The original motivation (from back in 2007) was threefold:

(1) BSD licensed, which was felt to be preferable to GCC (ie. GPL) for BSD developers.

(2) It's supposed to compile things 5-10 times faster than GCC.

(3) Very portable to new architectures; obviously a good thing for NetBSD which is ported to just about everything.

LLVM doesn't figure into this; perhaps it was unknown or not very capable back in 2007?

Source: http://marc.info/?l=netbsd-tech-toolchain&m=118961767521...
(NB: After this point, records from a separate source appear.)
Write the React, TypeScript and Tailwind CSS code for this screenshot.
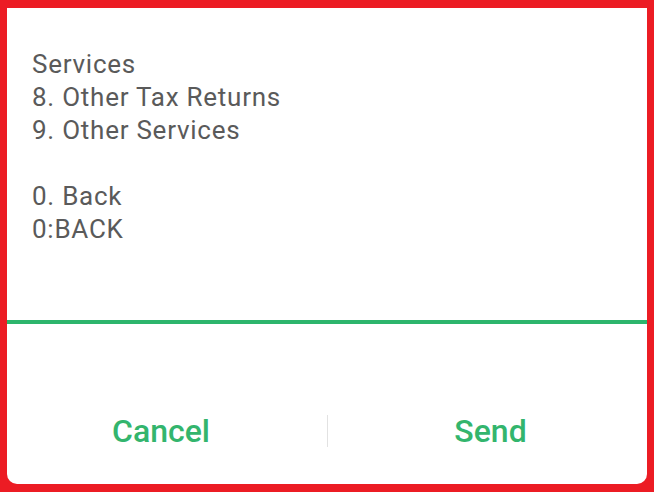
import React from "react";

export default function App() {
  const lines = ["Services", "8. Other Tax Returns", "9. Other Services", "\u00a0", "0. Back", "0:BACK"];
  return (
    <div className="w-[654px] h-[492px] bg-[#ec1c24] pt-[8px] pb-[8px] pl-[7px] pr-[7px]" style={{ fontFamily: "Roboto, 'Noto Sans', sans-serif" }}>
      <div className="w-full h-full bg-white rounded-b-[10px] flex flex-col overflow-hidden">
        <div className="h-[312px] pl-[25px] pt-[40px] text-[26px] leading-[33px] text-[#5a5a5a] tracking-[0.75px]">
          {lines.map((l, i) => (
            <div key={i}>{l}</div>
          ))}
        </div>
        <div className="h-[4px] bg-[#2db56c]" />
        <div className="flex-1 pt-[75px]">
          <div className="flex items-center h-[64px]">
            <div className="w-[320px] flex justify-center text-[32px] font-medium text-[#33b56d] pr-[12px]">Cancel</div>
            <div className="w-[1px] h-[32px] bg-[#e2e2e2]" />
            <div className="flex-1 flex justify-center text-[32px] font-medium text-[#33b56d] pl-[6px]">Send</div>
          </div>
        </div>
      </div>
    </div>
  );
}
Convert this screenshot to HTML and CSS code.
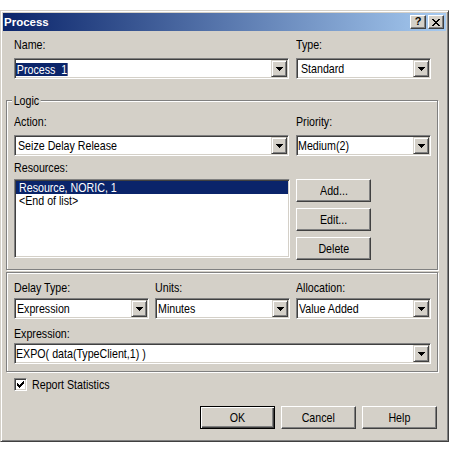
FILE: index.html
```html
<!DOCTYPE html>
<html>
<head>
<meta charset="utf-8">
<title>Process</title>
<link rel="stylesheet" href="styles.css">
</head>
<body>
<div class="window">
  <div class="titlebar">
    <span class="title">Process</span>
    <div class="tbtns">
      <span class="tbtn"><span class="q">?</span></span>
      <span class="tbtn"><svg width="8" height="7" viewBox="0 0 8 7"><path d="M0 0h2v1H0zM6 0h2v1H6zM1 1h2v1H1zM5 1h2v1H5zM2 2h4v1H2zM3 3h2v1H3zM2 4h4v1H2zM1 5h2v1H1zM5 5h2v1H5zM0 6h2v1H0zM6 6h2v1H6z" fill="#000"/></svg></span>
    </div>
  </div>
  <div class="content">
    <div class="grid2 top">
      <div class="lbl">Name:</div>
      <div class="lbl">Type:</div>
      <div class="combo"><span class="val p0"><span class="sel">Process_1</span></span><span class="drop"><svg width="7" height="4" viewBox="0 0 7 4"><path d="M0 0h7v1H0zM1 1h5v1H1zM2 2h3v1H2zM3 3h1v1H3z" fill="#000"/></svg></span></div>
      <div class="combo"><span class="val p3"><span class="t">Standard</span></span><span class="drop"><svg width="7" height="4" viewBox="0 0 7 4"><path d="M0 0h7v1H0zM1 1h5v1H1zM2 2h3v1H2zM3 3h1v1H3z" fill="#000"/></svg></span></div>
    </div>

    <div class="group logic">
      <span class="legend">Logic</span>
      <div class="grid2">
        <div class="lbl">Action:</div>
        <div class="lbl">Priority:</div>
        <div class="combo"><span class="val p2"><span class="t">Seize Delay Release</span></span><span class="drop"><svg width="7" height="4" viewBox="0 0 7 4"><path d="M0 0h7v1H0zM1 1h5v1H1zM2 2h3v1H2zM3 3h1v1H3z" fill="#000"/></svg></span></div>
        <div class="combo"><span class="val p0"><span class="t">Medium(2)</span></span><span class="drop"><svg width="7" height="4" viewBox="0 0 7 4"><path d="M0 0h7v1H0zM1 1h5v1H1zM2 2h3v1H2zM3 3h1v1H3z" fill="#000"/></svg></span></div>
      </div>
      <div class="lbl res-label">Resources:</div>
      <div class="res-row">
        <div class="listbox">
          <div class="item selected"><span class="t">Resource, NORIC, 1</span></div>
          <div class="item"><span class="t">&lt;End of list&gt;</span></div>
        </div>
        <div class="btncol">
          <div class="btn"><span class="t c">Add...</span></div>
          <div class="btn"><span class="t c">Edit...</span></div>
          <div class="btn"><span class="t c">Delete</span></div>
        </div>
      </div>
    </div>

    <div class="group delay">
      <div class="grid3">
        <div class="lbl">Delay Type:</div>
        <div class="lbl">Units:</div>
        <div class="lbl">Allocation:</div>
        <div class="combo"><span class="val p1"><span class="t">Expression</span></span><span class="drop"><svg width="7" height="4" viewBox="0 0 7 4"><path d="M0 0h7v1H0zM1 1h5v1H1zM2 2h3v1H2zM3 3h1v1H3z" fill="#000"/></svg></span></div>
        <div class="combo"><span class="val p1"><span class="t">Minutes</span></span><span class="drop"><svg width="7" height="4" viewBox="0 0 7 4"><path d="M0 0h7v1H0zM1 1h5v1H1zM2 2h3v1H2zM3 3h1v1H3z" fill="#000"/></svg></span></div>
        <div class="combo"><span class="val p1"><span class="t">Value Added</span></span><span class="drop"><svg width="7" height="4" viewBox="0 0 7 4"><path d="M0 0h7v1H0zM1 1h5v1H1zM2 2h3v1H2zM3 3h1v1H3z" fill="#000"/></svg></span></div>
      </div>
      <div class="lbl expr-label">Expression:</div>
      <div class="combo expr"><span class="val p0"><span class="t">EXPO( data(TypeClient,1) )</span></span><span class="drop"><svg width="7" height="4" viewBox="0 0 7 4"><path d="M0 0h7v1H0zM1 1h5v1H1zM2 2h3v1H2zM3 3h1v1H3z" fill="#000"/></svg></span></div>
    </div>

    <div class="chkrow">
      <span class="chk"><svg width="9" height="9" viewBox="0 0 9 9"><path d="M7 1h1v1H7zM6 2h2v1H6zM1 3h1v1H1zM5 3h3v1H5zM1 4h2v1H1zM4 4h3v1H4zM1 5h5v1H1zM2 6h3v1H2zM3 7h1v1H3z" fill="#000"/></svg></span>
      <span class="chklabel">Report Statistics</span>
    </div>

    <div class="btnrow">
      <div class="btn default"><span class="t c">OK</span></div>
      <div class="btn"><span class="t c">Cancel</span></div>
      <div class="btn"><span class="t c">Help</span></div>
    </div>
  </div>
</div>
</body>
</html>
```
FILE: styles.css
```css
* { box-sizing: border-box; }
html, body { margin: 0; padding: 0; background: #fff; }
body {
  font-family: "Liberation Sans", Arial, sans-serif;
  font-size: 13px;
  color: #000;
}
.window {
  margin-top: 10px;
  width: 449px;
  height: 432px;
  background: #d4d0c8;
  border: 1px solid;
  border-color: #d4d0c8 #404040 #404040 #d4d0c8;
  box-shadow: inset 1px 1px #fff, inset -1px -1px #808080;
  padding: 2px;
}
.titlebar {
  height: 18px;
  background: linear-gradient(to right, #0a246a, #a6caf0);
  display: flex;
  align-items: center;
  justify-content: space-between;
  padding: 0 2px 0 1px;
}
.title {
  font-weight: bold;
  font-size: 11.5px;
  color: #fff;
  line-height: 18px;
}
.tbtns { display: flex; gap: 2px; }
.tbtn {
  width: 16px;
  height: 14px;
  background: #d4d0c8;
  border: 1px solid;
  border-color: #fff #404040 #404040 #fff;
  box-shadow: inset -1px -1px #808080;
  display: flex;
  align-items: center;
  justify-content: center;
}
.tbtn svg { display: block; }
.q {
  font-weight: bold;
  font-size: 11px;
  line-height: 11px;
  margin-top: -1px;
}
/* narrow UI font: Arial-metric face condensed to Arial Narrow proportions */
.t, .lbl, .legend, .chklabel, .val .sel {
  transform: scaleX(0.82);
  transform-origin: 0 50%;
  white-space: nowrap;
}
.t { display: inline-block; }
.t.c { transform-origin: 50% 50%; }
.lbl { line-height: 15px; height: 15px; }
.grid2 {
  display: grid;
  grid-template-columns: 275px 135px;
  column-gap: 7px;
  row-gap: 6px;
}
.top { padding: 6px 0 0 11px; }
.combo {
  display: flex;
  height: 21px;
  background: #fff;
  border: 1px solid;
  border-color: #808080 #fff #fff #808080;
  box-shadow: inset 1px 1px #404040, inset -1px -1px #d4d0c8;
  padding: 1px;
}
.val {
  flex: 1;
  min-width: 0;
  white-space: nowrap;
  overflow: hidden;
  line-height: 16px;
  padding-top: 1px;
}
.p0 { padding-left: 0; }
.p1 { padding-left: 1px; }
.p2 { padding-left: 2px; }
.p3 { padding-left: 3px; }
.val .sel {
  display: inline-block;
  background: #0a246a;
  color: #fff;
  height: 13px;
  line-height: 13px;
  padding: 0 1px;
  margin-top: 2px;
  vertical-align: top;
}
.drop {
  flex: none;
  width: 16px;
  height: 17px;
  background: #d4d0c8;
  border: 1px solid;
  border-color: #d4d0c8 #404040 #404040 #d4d0c8;
  box-shadow: inset 1px 1px #fff, inset -1px -1px #808080;
  display: flex;
  align-items: center;
  justify-content: center;
}
.drop svg { display: block; }
.group {
  position: relative;
  width: 432px;
  margin-left: 3px;
  border: 1px solid #808080;
  box-shadow: 1px 1px #fff, inset 1px 1px #fff;
}
.logic { margin-top: 21px; padding: 13px 0 9px 7px; }
.legend {
  position: absolute;
  top: -8px;
  left: 5px;
  padding: 0 2px;
  background: #d4d0c8;
  line-height: 15px;
}
.res-label { margin-top: 4px; }
.res-row { margin-top: 4px; display: flex; gap: 6px; }
.listbox {
  width: 276px;
  height: 79px;
  background: #fff;
  border: 1px solid;
  border-color: #808080 #fff #fff #808080;
  box-shadow: inset 1px 1px #404040, inset -1px -1px #d4d0c8;
  padding: 1px;
}
.item { height: 13px; line-height: 13px; padding-left: 3px; white-space: nowrap; overflow: hidden; }
.item .t { vertical-align: top; }
.item.selected { background: #0a246a; color: #fff; }
.btncol { display: flex; flex-direction: column; gap: 6px; }
.btn {
  width: 75px;
  height: 23px;
  background: #d4d0c8;
  border: 1px solid;
  border-color: #fff #404040 #404040 #fff;
  box-shadow: inset -1px -1px #808080;
  display: flex;
  align-items: center;
  justify-content: center;
  line-height: 15px;
}
.btn.default {
  border-color: #000;
  box-shadow: inset 1px 1px #fff, inset -1px -1px #404040, inset -2px -2px #808080;
}
.delay { margin-top: 2px; padding: 7px 0 7px 7px; }
.grid3 {
  display: grid;
  grid-template-columns: 135px 135px 135px;
  column-gap: 6px;
  row-gap: 3px;
}
.expr-label { margin-top: 7px; }
.combo.expr { margin-top: 2px; width: 417px; }
.chkrow {
  margin: 6px 0 0 11px;
  display: flex;
  align-items: center;
  gap: 5px;
  height: 13px;
}
.chk {
  flex: none;
  width: 13px;
  height: 13px;
  background: #fff;
  border: 1px solid;
  border-color: #808080 #fff #fff #808080;
  box-shadow: inset 1px 1px #404040, inset -1px -1px #d4d0c8;
  padding: 1px;
}
.chk svg { display: block; }
.chklabel { line-height: 15px; }
.btnrow {
  margin-top: 15px;
  display: flex;
  justify-content: flex-end;
  gap: 6px;
  padding-right: 9px;
}
```
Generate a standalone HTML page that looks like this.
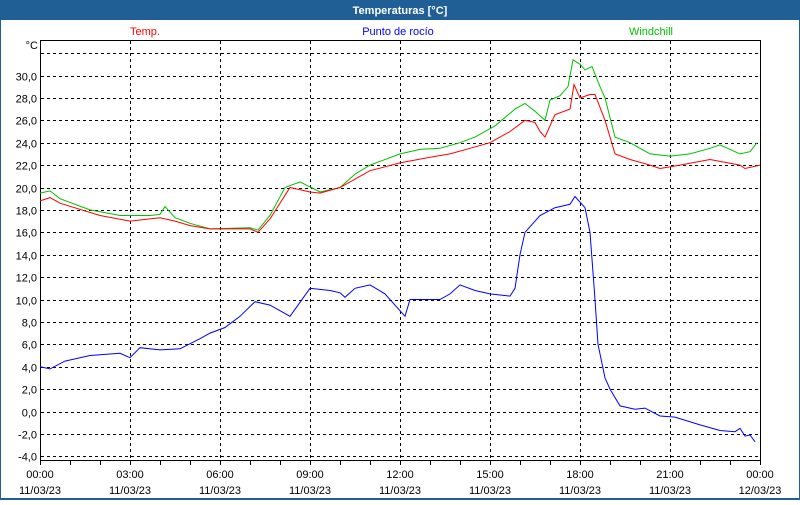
<!DOCTYPE html>
<html><head><meta charset="utf-8"><style>
body{margin:0;width:800px;height:500px;overflow:hidden;background:#fff;font-family:"Liberation Sans","DejaVu Sans",sans-serif;}
</style></head><body>
<svg id="s" width="800" height="500" xmlns="http://www.w3.org/2000/svg" font-family="Liberation Sans, DejaVu Sans, sans-serif" font-size="11">
<rect x="0" y="0" width="800" height="500" fill="#1f5f96"/>
<rect x="1" y="20" width="798" height="478" fill="#fff"/>
<text x="400" y="14" fill="#fff" font-weight="bold" text-anchor="middle">Temperaturas [°C]</text>
<text x="145" y="35" fill="#ff0000" text-anchor="middle">Temp.</text>
<text x="398" y="35" fill="#0000ff" text-anchor="middle">Punto de rocío</text>
<text x="651" y="35" fill="#00c000" text-anchor="middle">Windchill</text>
<text x="38" y="49" text-anchor="end">°C</text>
<g id="grid" stroke="#000" stroke-dasharray="3,3" stroke-width="1"></g>
<g id="lab" fill="#000"></g>
<rect x="40.5" y="40.5" width="720" height="420" fill="none" stroke="#000"/>
<g id="curves" fill="none" stroke-width="1"></g>
</svg>
<script>
var ns="http://www.w3.org/2000/svg";
function Y(v){return 75.5+(30-v)*11.2;}
function el(p,t,a,txt){var e=document.createElementNS(ns,t);for(var k in a)e.setAttribute(k,a[k]);if(txt)e.textContent=txt;document.getElementById(p).appendChild(e);}
for(var v=-4;v<=32;v+=2){var y=Math.round(Y(v))+0.5;el('grid','line',{x1:41,x2:760,y1:y,y2:y});
 if(v<=30)el('lab','text',{x:37,y:y+4,'text-anchor':'end'},(v<0?'-':'')+Math.abs(v).toFixed(1).replace('.',','));}
for(var k=1;k<8;k++){var x=40+90*k+0.5;el('grid','line',{x1:x,x2:x,y1:41,y2:460});}
for(var h=0;h<=24;h++){var x=40+30*h+0.5;el('lab','line',{x1:x,x2:x,y1:461,y2:465,stroke:'#000'});}
var tl=['00:00','03:00','06:00','09:00','12:00','15:00','18:00','21:00','00:00'];
for(var k=0;k<=8;k++){var x=40+90*k;el('lab','text',{x:x,y:478,'text-anchor':'middle'},tl[k]);el('lab','text',{x:x,y:494,'text-anchor':'middle'},k==8?'12/03/23':'11/03/23');}
function poly(d,c){var p=[];for(var i=0;i<d.length;i+=2)p.push(d[i]+','+Y(d[i+1]).toFixed(1));el('curves','polyline',{points:p.join(' '),stroke:c});}
poly([40,19.5,50,19.7,60,19,90,18,120,17.5,150,17.5,160,17.6,165,18.3,175,17.3,190,16.8,210,16.3,250,16.4,258,16.2,270,17.5,285,20,300,20.5,320,19.6,340,20,355,21.2,370,22,400,23,420,23.4,440,23.5,460,24,475,24.5,495,25.5,515,27,525,27.5,535,26.8,545,26,550,27.8,560,28.2,568,29,573,31.4,580,31,585,30.5,592,30.8,600,29,605,28,615,24.5,630,24,650,23,670,22.8,690,23,710,23.5,720,23.8,740,23,750,23.2,757,24],'#00c000');
poly([40,18.8,50,19.1,60,18.6,100,17.5,130,17,160,17.3,175,17,190,16.6,210,16.3,250,16.3,258,16,270,17.2,290,20,310,19.6,320,19.5,340,20,370,21.5,400,22.2,430,22.7,450,23,470,23.5,490,24,510,25,525,26,535,25.8,540,25,545,24.5,555,26.5,570,27,574,29.2,580,28,590,28.3,595,28.3,605,26,615,23,630,22.5,650,22,660,21.7,680,22,710,22.5,740,22,745,21.7,760,22],'#ff0000');
poly([40,4,50,3.8,65,4.5,90,5,120,5.2,130,4.8,140,5.7,160,5.5,180,5.6,200,6.5,210,7,225,7.5,240,8.5,255,9.8,270,9.5,290,8.5,310,11,330,10.8,340,10.6,345,10.2,355,11,370,11.3,385,10.5,400,9,405,8.5,410,10,440,10,450,10.5,460,11.3,475,10.8,490,10.5,510,10.3,515,11,520,14,525,16,540,17.5,555,18.2,570,18.5,575,19.2,585,18.2,590,16,595,10,598,6,605,3,610,2,620,0.5,635,0.2,645,0.3,660,-0.4,675,-0.5,700,-1.2,720,-1.7,735,-1.8,740,-1.5,745,-2.2,750,-2.1,755,-2.7],'#0000ff');
</script>
</body></html>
Although LLVM existed and was fairly well known, it was a middle/backend-only project until mid-2007 or so, and used gcc as the language frontend. Clang's first source release wasn't until July 2007, and I don't think it got much traction until 2008, and a 1.0 release in late 2009. So it seems plausible that a September 2007 discussion wouldn't have it on the radar.
Also in (3), very portable to old architectures. PCC is written in C, where LLVM/Clang is C++. This makes one less hurdle to bootstrapping a new compiler on some archs.
From experience in porting an OS, common porting scaffolding can include a cross compiler and a cross linker, and replacing an assembler with a compiler for compiling the assembly code for the new target box.

Getting a native build and a native C++ and a native assembler re-hosted can then proceed secondary to getting the basic OS pieces booted and rolling.

With regard to 2, I don't care so much about compile speed (within reason) as I do about the speed of the produced binary. How fast is the output?
Depends entirely on what particular optimizations apply to your code. Overall, pcc is probably within 10% for most code, but you'll also find examples where gcc or llvm is 10x faster. It all depends.
If your maintaining code on a VAX, you care a tad bit about compile speed.